La gouverneure du Dakota du Sud, Kristi Noem, proposée pour le ministère de la Sécurité intérieure et donc, chargée de superviser l’Agence fédérale de gestion des urgences liées aux catastrophes météorologiques, rejette elle aussi l’idée que l’homme est à l’origine de l’augmentation des températures. "À un journaliste qui lui demandait en mars 2022 si elle pensait que le climat était en train de changer, elle a répondu : "Je pense qu’il n’a pas été prouvé que ce que nous faisons affecte le climat"", relève le magazine Scientific American. Kristi Noem serait également le seul gouverneur à s’être retiré d’un programme du ministère de l’Energie, doté de 4 milliards de dollars, permettant aux États de distribuer à leurs habitants des remises sur leurs travaux de rénovation énergétique, poursuit la revue.
L’exploitation des hydrocarbures tient encore le haut du pavé
Au pays du gaz de schiste et du pétrole, la fin des passoires thermiques attendra bien quelques années de plus. Karoline Leavitt, la future porte-parole de l’équipe Trump, s’inscrit dans cette même vision du monde où l’exploitation des hydrocarbures tient encore le haut du pavé. "Je n’ai rien contre les énergies renouvelables, mais l’Inflation Reduction Act (NDLR : une loi mise en place par l’administration Biden permettant de subventionner massivement les technologies vertes) a siphonné beaucoup d’argent. Celui-ci aurait pu être employé de manière plus utile", expliquait-elle en 2022.
Une telle concentration de profils peu respectueux de l’environnement laisse nombre d’experts pantois. Donald Trump a déjà annoncé que les Etats-Unis sortiraient dès que possible de l’accord de Paris. Ira-t-il plus loin en s’affranchissant de la convention cadre des Nations unies sur les changements climatiques (CCNUCC) et en détricotant l’IRA ? Les plus optimistes s’accrochent à l’idée que, sur ce sujet, Donald Trump pourrait faire preuve de pragmatisme. Après tout, les investissements déclenchés par l’IRA bénéficient en majorité à des territoires républicains. Mais comme le rappelle François Gemenne, professeur à HEC et auteur principal du 6e rapport du GIEC, le milliardaire ne fait pas toujours les bons choix en matière d’économie. "Lors de son premier mandat, de nombreux patrons lui avaient demandé de ne pas se retirer des accords de Paris. Il l’avait pourtant fait". Avant que Joe Biden n’annule cette décision.

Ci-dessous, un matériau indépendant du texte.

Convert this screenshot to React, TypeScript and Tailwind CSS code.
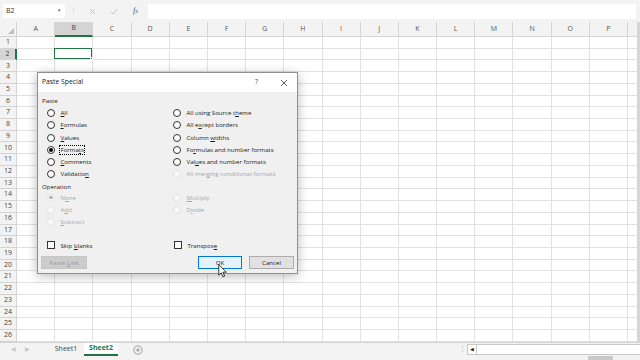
import type { ReactNode } from "react";

const COLS = ["A", "B", "C", "D", "E", "F", "G", "H", "I", "J", "K", "L", "M", "N", "O", "P", ""];
const ROWS = Array.from({ length: 26 }, (_, i) => i + 1);

function Radio({ checked = false, disabled = false }: { checked?: boolean; disabled?: boolean }) {
  return (
    <span
      className={`flex h-[8px] w-[8px] shrink-0 items-center justify-center rounded-full border ${
        disabled ? "border-[#e2e2e2] bg-[#f8f8f8]" : "border-[#333] bg-white"
      }`}
    >
      {checked && <span className={`h-[3.5px] w-[3.5px] rounded-full ${disabled ? "bg-[#b5b5b5]" : "bg-black"}`} />}
    </span>
  );
}

function Option({
  children,
  checked,
  disabled,
  focus,
}: {
  children: ReactNode;
  checked?: boolean;
  disabled?: boolean;
  focus?: boolean;
}) {
  return (
    <div className="flex h-[12.25px] items-center gap-[4px]">
      <Radio checked={checked} disabled={disabled} />
      <span
        className={`whitespace-nowrap leading-[8px] ${disabled ? "text-[#a8a8a8]" : "text-[#1a1a1a]"} ${
          focus ? "border border-dotted border-black px-[0.5px]" : "border border-transparent px-[0.5px]"
        }`}
      >
        {children}
      </span>
    </div>
  );
}

function Check({ children }: { children: ReactNode }) {
  return (
    <div className="flex h-[12px] items-center gap-[4px]">
      <span className="h-[8px] w-[8px] shrink-0 border border-[#333] bg-white" />
      <span className="whitespace-nowrap border border-transparent px-[0.5px] text-[#1a1a1a]">{children}</span>
    </div>
  );
}

function Toolbar() {
  return (
    <div className="flex h-[22px] shrink-0 items-center bg-[#f3f3f3]">
      <div className="ml-[3px] flex h-[14px] w-[62px] items-center justify-between bg-white pl-[3px] pr-[4px] text-[7px] text-[#333]">
        <span>B2</span>
        <span className="text-[5px] text-[#666]">▾</span>
      </div>
      <div className="flex w-[17px] justify-center text-[7px] text-[#c4c4c4]">⋮</div>
      <div className="flex w-[21px] justify-center">
        <svg width="7" height="7" viewBox="0 0 7 7">
          <path d="M1 1L6 6M6 1L1 6" stroke="#b8b8b8" strokeWidth="0.8" />
        </svg>
      </div>
      <div className="flex w-[21px] justify-center">
        <svg width="8" height="7" viewBox="0 0 8 7">
          <path d="M1 4L3 6L7 1" stroke="#b8b8b8" strokeWidth="0.8" fill="none" />
        </svg>
      </div>
      <div className="flex w-[21px] justify-center pl-[2px] font-['Liberation_Serif',serif] text-[8px] italic text-[#555]">
        <span>
          f<span className="text-[6px]">x</span>
        </span>
      </div>
      <div className="ml-[3px] mr-[4px] h-[15px] flex-1 bg-white" />
    </div>
  );
}

function Grid() {
  return (
    <div className="flex min-h-0 flex-1">
      <div className="flex flex-1 flex-col overflow-hidden">
        <div className="flex h-[15px] shrink-0">
          <div className="relative w-[17px] shrink-0 border-b border-r border-[#d4d4d4] bg-[#f3f3f3]">
            <svg className="absolute bottom-[2px] right-[2px]" width="6" height="6" viewBox="0 0 6 6">
              <path d="M6 0V6H0Z" fill="#bdbdbd" />
            </svg>
          </div>
          {COLS.map((c, i) => (
            <div
              key={i}
              className={`flex w-[38.2px] shrink-0 items-center justify-center border-r border-[#d4d4d4] text-[7px] ${
                c === "B" ? "border-b-2 border-b-[#217346] bg-[#d4d4d4] text-[#444]" : "border-b bg-[#f3f3f3] text-[#555]"
              }`}
            >
              {c}
            </div>
          ))}
        </div>
        {ROWS.map((r) => (
          <div key={r} className="flex h-[11.73px] shrink-0">
            <div
              className={`flex w-[17px] shrink-0 items-center justify-center border-b text-[7px] text-[#444] ${
                r === 2 ? "border-r-2 border-b-[#d4d4d4] border-r-[#217346] bg-[#d4d4d4]" : "border-r border-[#d4d4d4] bg-[#f3f3f3]"
              }`}
            >
              {r}
            </div>
            {COLS.map((c, i) => (
              <div key={i} className="relative w-[38.2px] shrink-0 border-b border-r border-[#e1e1e1]">
                {r === 2 && c === "B" && (
                  <div className="absolute -left-px -top-px bottom-0 right-0 border-[1.5px] border-[#217346]">
                    <span className="absolute -bottom-[2px] -right-[2px] h-[3px] w-[3px] border border-white bg-[#217346]" />
                  </div>
                )}
              </div>
            ))}
          </div>
        ))}
      </div>
      <div className="w-[3px] shrink-0 bg-[#d6d6d6]" />
    </div>
  );
}

function TabBar() {
  return (
    <div className="flex h-[14px] shrink-0 items-stretch border-t border-[#d4d4d4] bg-[#f3f3f3] text-[7px]">
      <div className="flex w-[48px] items-center gap-[9px] pl-[11px] text-[6px] text-[#c6c6c6]">
        <span>◀</span>
        <span>▶</span>
      </div>
      <div className="flex w-[36px] items-center justify-center text-[#444]">Sheet1</div>
      <div className="flex w-[34px] items-center justify-center border-b-2 border-[#217346] bg-white font-bold text-[#217346]">
        Sheet2
      </div>
      <div className="flex w-[40px] items-center justify-center">
        <svg width="10" height="10" viewBox="0 0 10 10">
          <circle cx="5" cy="5" r="4.2" fill="none" stroke="#8a8a8a" strokeWidth="0.8" />
          <path d="M5 2.8V7.2M2.8 5H7.2" stroke="#8a8a8a" strokeWidth="0.8" />
        </svg>
      </div>
      <div className="flex-1" />
      <div className="flex w-[9px] items-center justify-center text-[#b0b0b0]">⋮</div>
      <div className="my-[1px] flex w-[10px] items-center justify-center border border-[#c8c8c8] bg-white text-[5px] text-[#222]">
        ◀
      </div>
      <div className="my-[1px] w-[163px] border-y border-[#c8c8c8] bg-white" />
    </div>
  );
}

function Dialog() {
  return (
    <div className="absolute left-[37px] top-[72px] flex h-[202px] w-[261px] flex-col border border-[#8f8f8f] bg-[#f0f0f0] text-[6.1px] shadow-[0_2px_10px_rgba(0,0,0,0.28)]">
      <div className="flex h-[19px] shrink-0 items-center bg-white pl-[4px] pr-[9px] text-[6.8px] text-[#1a1a1a]">
        <span className="flex-1">Paste Special</span>
        <span className="mr-[22px] text-[#444]">?</span>
        <svg width="8" height="8" viewBox="0 0 8 8">
          <path d="M1 1L7 7M7 1L1 7" stroke="#333" strokeWidth="0.8" />
        </svg>
      </div>
      <div className="flex flex-1 flex-col px-[3px]">
        <div className="mt-[4px] h-[9px] pl-[1px] leading-[9px] text-[#1a1a1a]">Paste</div>
        <div className="mt-[2px] grid grid-cols-[126px_1fr] pl-[6px]">
          <Option>
            <u>A</u>ll
          </Option>
          <Option>
            All using Source t<u>h</u>eme
          </Option>
          <Option>
            <u>F</u>ormulas
          </Option>
          <Option>
            All e<u>x</u>cept borders
          </Option>
          <Option>
            <u>V</u>alues
          </Option>
          <Option>
            Column <u>w</u>idths
          </Option>
          <Option checked focus>
            Forma<u>t</u>s
          </Option>
          <Option>
            Fo<u>r</u>mulas and number formats
          </Option>
          <Option>
            <u>C</u>omments
          </Option>
          <Option>
            Val<u>u</u>es and number formats
          </Option>
          <Option>
            Validatio<u>n</u>
          </Option>
          <Option disabled>
            All mer<u>g</u>ing conditional formats
          </Option>
        </div>
        <div className="mt-[1px] h-[9px] pl-[1px] leading-[9px] text-[#1a1a1a]">Operation</div>
        <div className="mt-[1px] grid grid-cols-[126px_1fr] pl-[6px]">
          <Option checked disabled>
            N<u>o</u>ne
          </Option>
          <Option disabled>
            <u>M</u>ultiply
          </Option>
          <Option disabled>
            A<u>d</u>d
          </Option>
          <Option disabled>
            D<u>i</u>vide
          </Option>
          <Option disabled>
            <u>S</u>ubtract
          </Option>
          <div />
        </div>
        <div className="mt-[11px] grid grid-cols-[127px_1fr] pl-[6px]">
          <Check>
            Skip <u>b</u>lanks
          </Check>
          <Check>
            Transpos<u>e</u>
          </Check>
        </div>
        <div className="mt-[5px] flex items-center">
          <div className="flex h-[13px] w-[46px] items-center justify-center border border-[#c6c6c6] bg-[#cccccc] text-[#9a9a9a]">
            <span>
              Paste <u>L</u>ink
            </span>
          </div>
          <div className="flex-1" />
          <div className="flex h-[13px] w-[44px] items-center justify-center border border-[#0078d7] bg-[#e5f1fb] text-[#1a1a1a]">
            OK
          </div>
          <div className="ml-[7px] flex h-[13px] w-[45px] items-center justify-center border border-[#adadad] bg-[#e1e1e1] text-[#1a1a1a]">
            Cancel
          </div>
        </div>
      </div>
    </div>
  );
}

export default function App() {
  return (
    <div className="relative flex h-[360px] w-[640px] flex-col overflow-hidden bg-white font-['Open_Sans','Noto_Sans',sans-serif]">
      <Toolbar />
      <Grid />
      <TabBar />
      <div className="flex h-[4px] shrink-0 bg-[#f3f3f3]">
        <div className="flex-1" />
        <div className="mr-[27px] w-[25px] bg-[#c9c9c9]" />
      </div>
      <Dialog />
      <svg className="absolute left-[218px] top-[264px]" width="9" height="14" viewBox="0 0 9 15">
        <path d="M0.5 0.5V12L3.2 9.5L5 13.8L6.8 13L5 8.8H8.5Z" fill="white" stroke="black" strokeWidth="0.8" strokeLinejoin="round" />
      </svg>
    </div>
  );
}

Une chose semble sûre : sans la coopération des Etats-Unis, la transition énergétique aura du plomb dans l’aile. Les dégâts collatéraux apparaissent déjà. Javier Milei a demandé à ses diplomates de quitter la COP29, trois jours à peine après le début des négociations. Le président argentin aurait pris cette décision après un échange téléphonique avec Donald Trump. "Le risque est désormais de voir l’Argentine sortir de l’accord de Paris avant les Etats-Unis. Cela pourrait même faire tache d’huile auprès de pays comme le Venezuela, la Russie, la Hongrie et d’autres. Et comme il existe un délai de trois ans entre l’annonce de la sortie d’un pays et son départ effectif, les Etats-Unis ont le pouvoir de saboter les négociations des prochaines COP", note François Gemenne. Lors du premier mandat de Donald Trump, le monde avait réussi à limiter les dégâts sur le plan climatique. Cette fois-ci, la tâche s’annonce plus difficile.